======== Data segment
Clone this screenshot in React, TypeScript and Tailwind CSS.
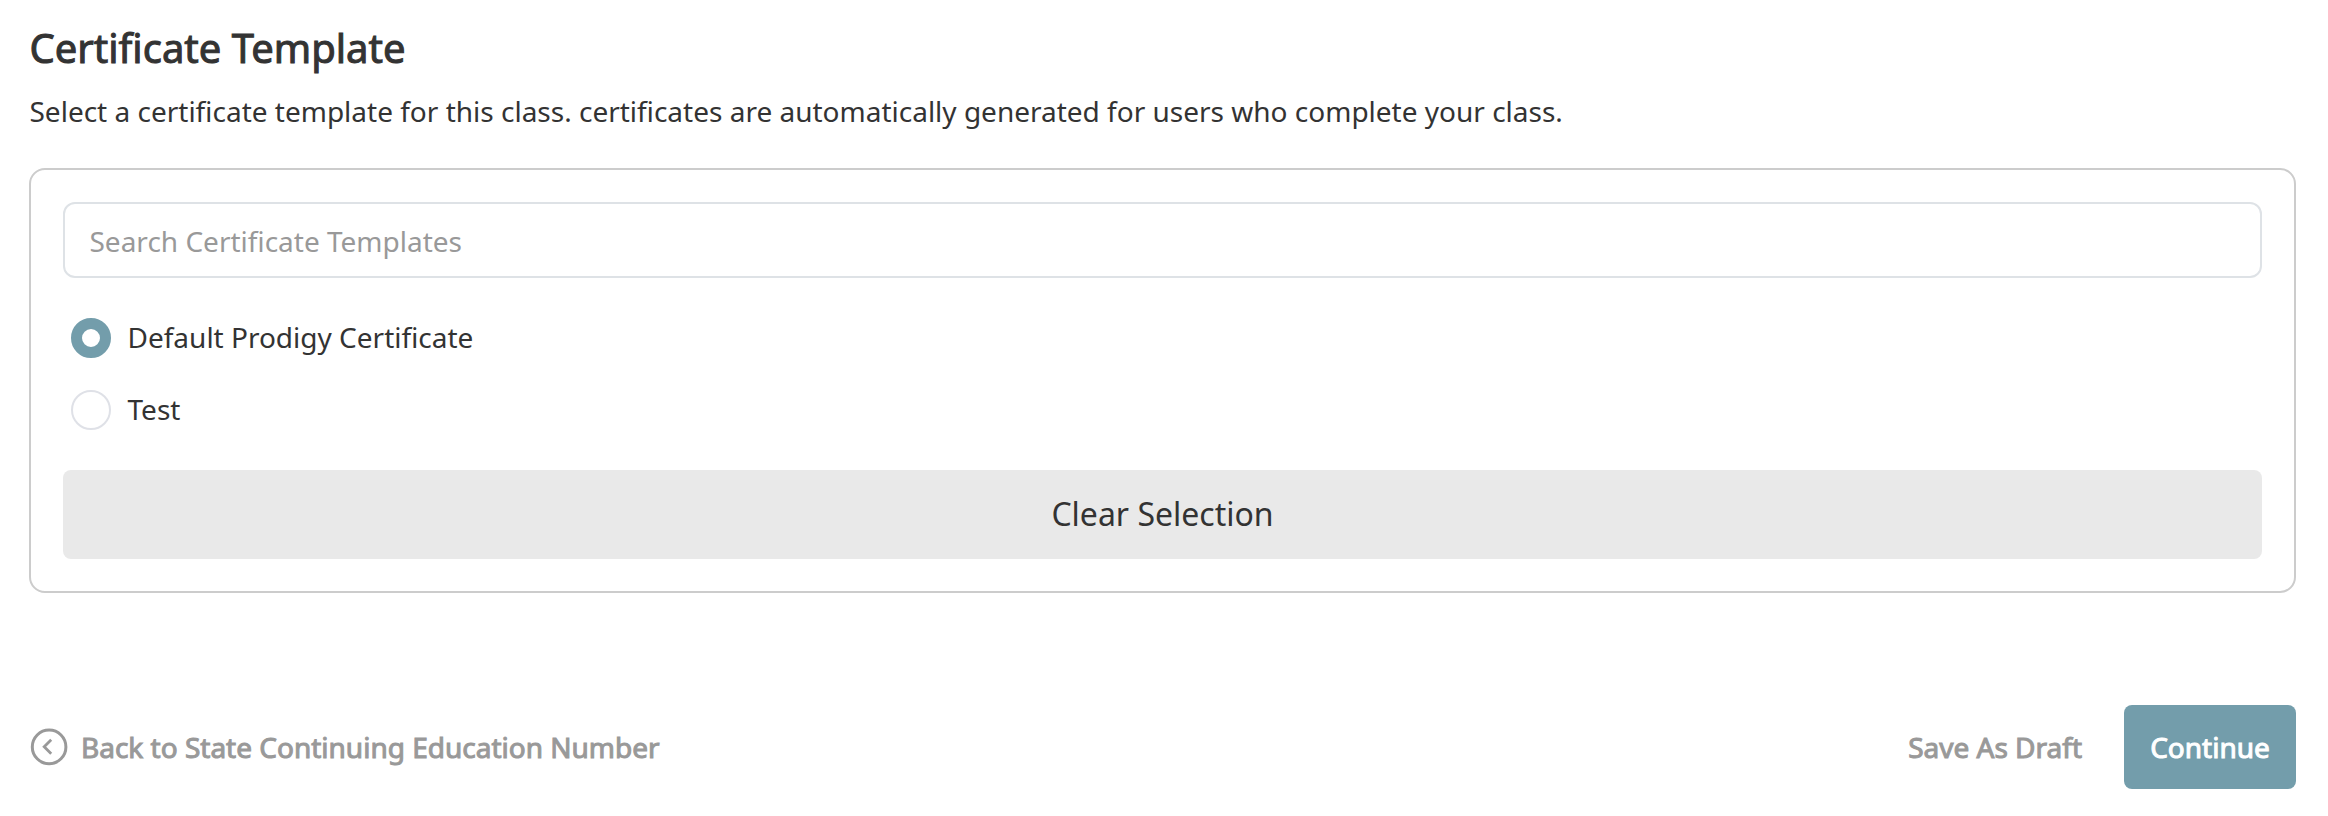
export default function App() {
  return (
    <div className="h-[816px] w-[2328px] bg-white pl-[29px] pr-8 pt-[18px] font-['Noto_Sans',sans-serif] text-[#333333]">
      <h1 className="h-[60px] pl-[0.5px] text-[40px] leading-[60px] [-webkit-text-stroke:1px_#333333]">Certificate Template</h1>
      <p className="mt-[13px] h-10 pl-[0.5px] text-[28px] leading-10">Select a certificate template for this class. certificates are automatically generated for users who complete your class.</p>
      <div className="mt-[37px] h-[425px] rounded-2xl border-2 border-[#cccccc] px-8 pt-8">
        <input placeholder="Search Certificate Templates" className="block h-[76px] w-full rounded-xl border-2 border-[#dee2e6] px-[24.5px] pt-[2px] text-[28px] placeholder:text-[#999999]" />
        <div className="mt-10 flex h-10 items-center gap-4 pl-2">
          <span className="size-10 rounded-full border-[11px] border-[#739dab]" />
          <span className="pb-[2px] pl-[0.5px] text-[28px]">Default Prodigy Certificate</span>
        </div>
        <div className="mt-8 flex h-10 items-center gap-4 pl-2">
          <span className="size-10 rounded-full border-2 border-[#dfe1e7]" />
          <span className="pb-[2px] pl-[0.5px] text-[28px]">Test</span>
        </div>
        <button className="mt-10 block h-[89px] w-full rounded-lg bg-[#e9e9e9] pb-[2px] text-[32px]">Clear Selection</button>
      </div>
      <div className="mt-28 flex h-[84px] items-center text-[28px] text-[#999999]">
        <svg className="size-10" viewBox="0 0 40 40" fill="none" stroke="currentColor" strokeWidth="3"><circle cx="20.1" cy="19.9" r="16.8" /><path d="m22.2 12.8-7 7 7 7" strokeWidth="2.8" /></svg>
        <span className="ml-3 [-webkit-text-stroke:1px_#999999]">Back to State Continuing Education Number</span>
        <span className="ml-auto mr-[42px] [-webkit-text-stroke:1px_#999999]">Save As Draft</span>
        <button className="h-[84px] w-[172px] rounded-lg bg-[#739dab] text-white [-webkit-text-stroke:1px_white]">Continue</button>
      </div>
    </div>
  );
}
================
__Problem to solve__: Search the data above for lines holding "this" and copy each of them.

__Task result__:
Clone this screenshot in React, TypeScript and Tailwind CSS.
      <p className="mt-[13px] h-10 pl-[0.5px] text-[28px] leading-10">Select a certificate template for this class. certificates are automatically generated for users who complete your class.</p>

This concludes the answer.